1. Pages 36-37, Strategy for the Sustainable Development of Tunisia’s Oases prepared by the General Direction for Environment and Quality of Life, Ministry of Environment and Sustainable Development. March 2015. [Translated]. Referring to the changes in Tunisia’s southern territories implemented by the French, the authors of the report note that «These developments, though they reestablished a certain ecological equilibrium, did not allow for the improvement of revenues of the populations and the quality of life».

2. “In 1962, STIL (Tunisian Dairy Industry Company) was designated the responsibility of managing the former colonial domains in Jerid and Nefzaoua. The State also granted it a monopoly in the commercialization of dates in Tunisia and abroad and this according to national selections in favor of the public sector and exchange control. The aim was to preserve the flux of currencies from the exportation of dates in order to finance industrialization and various State-backed projects.

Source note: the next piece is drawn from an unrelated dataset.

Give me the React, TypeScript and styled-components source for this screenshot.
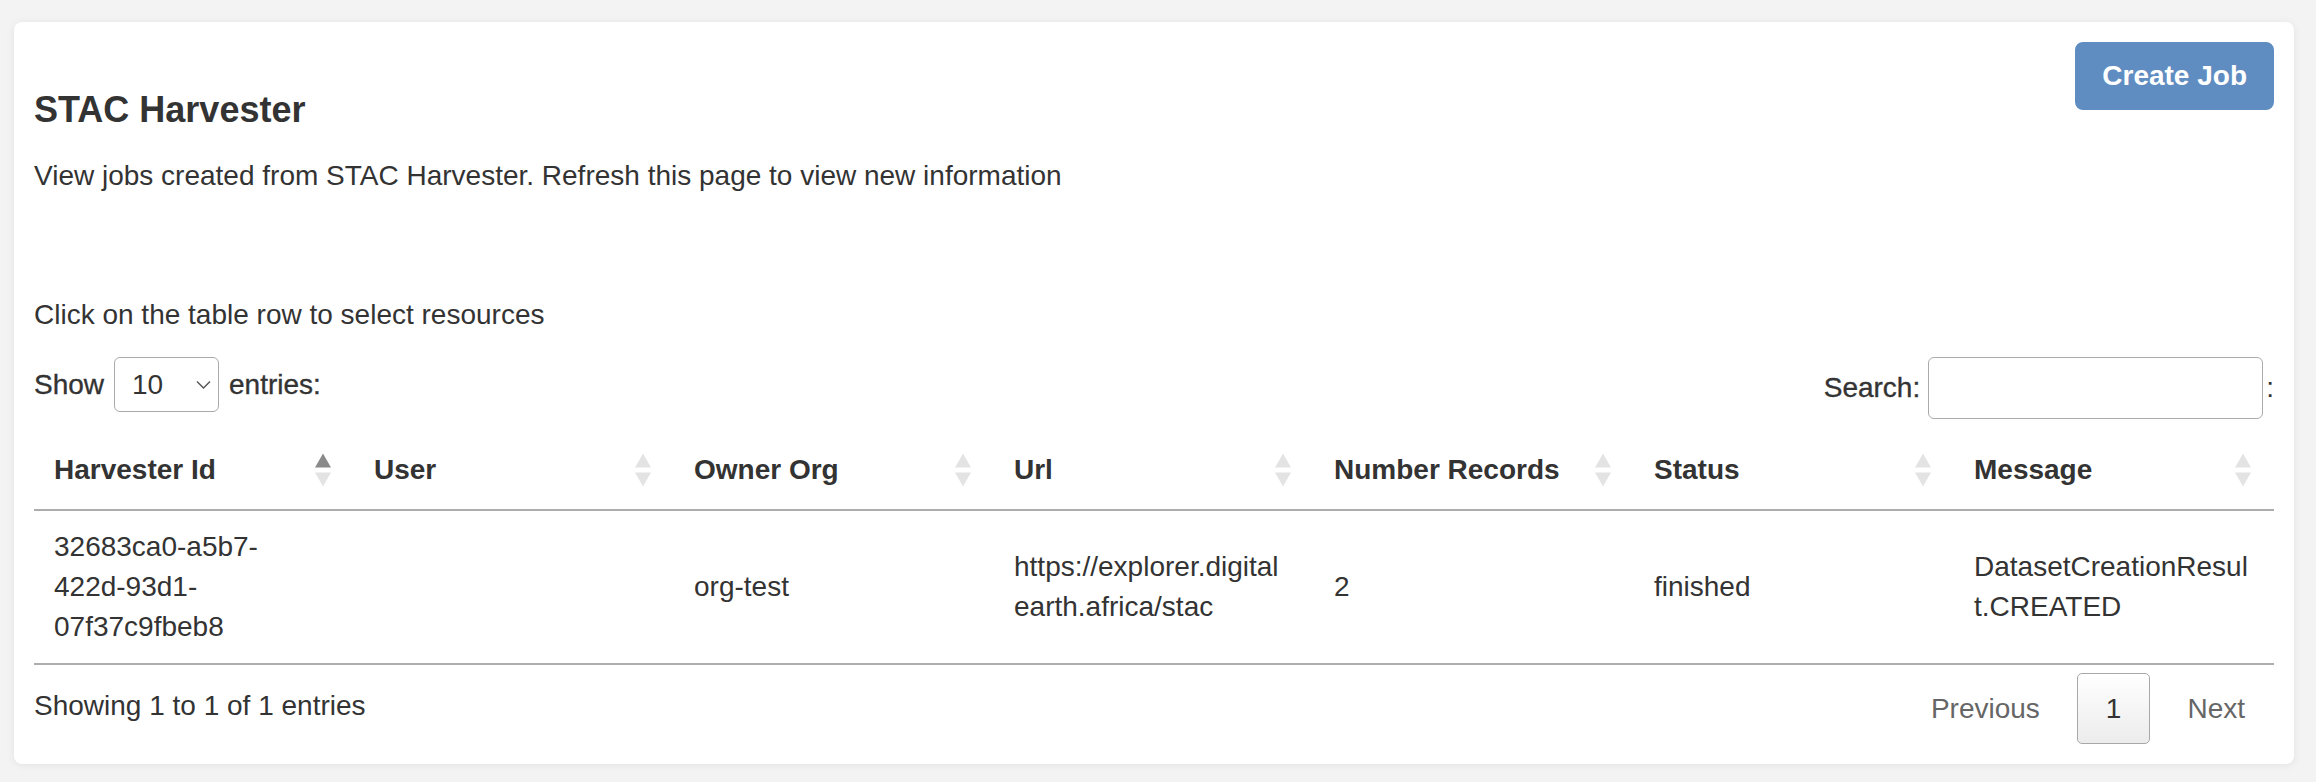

STIL benefits from all advantages: access to credits, a massive workforce with very low salaries, availability of water for irrigation, creation of modern palm plantations cultivated exclusively for Daglet Nour, purchase of dates in productive regions at low price, promotion of dates in its packaging factory in Tunis. Thus STIL constituted a veritable agro-food company which managed the whole of the industry enabling it to reduce its production costs and accumulate profits.” Page 68, Strategy for the Sustainable Development of Tunisia’s Oases.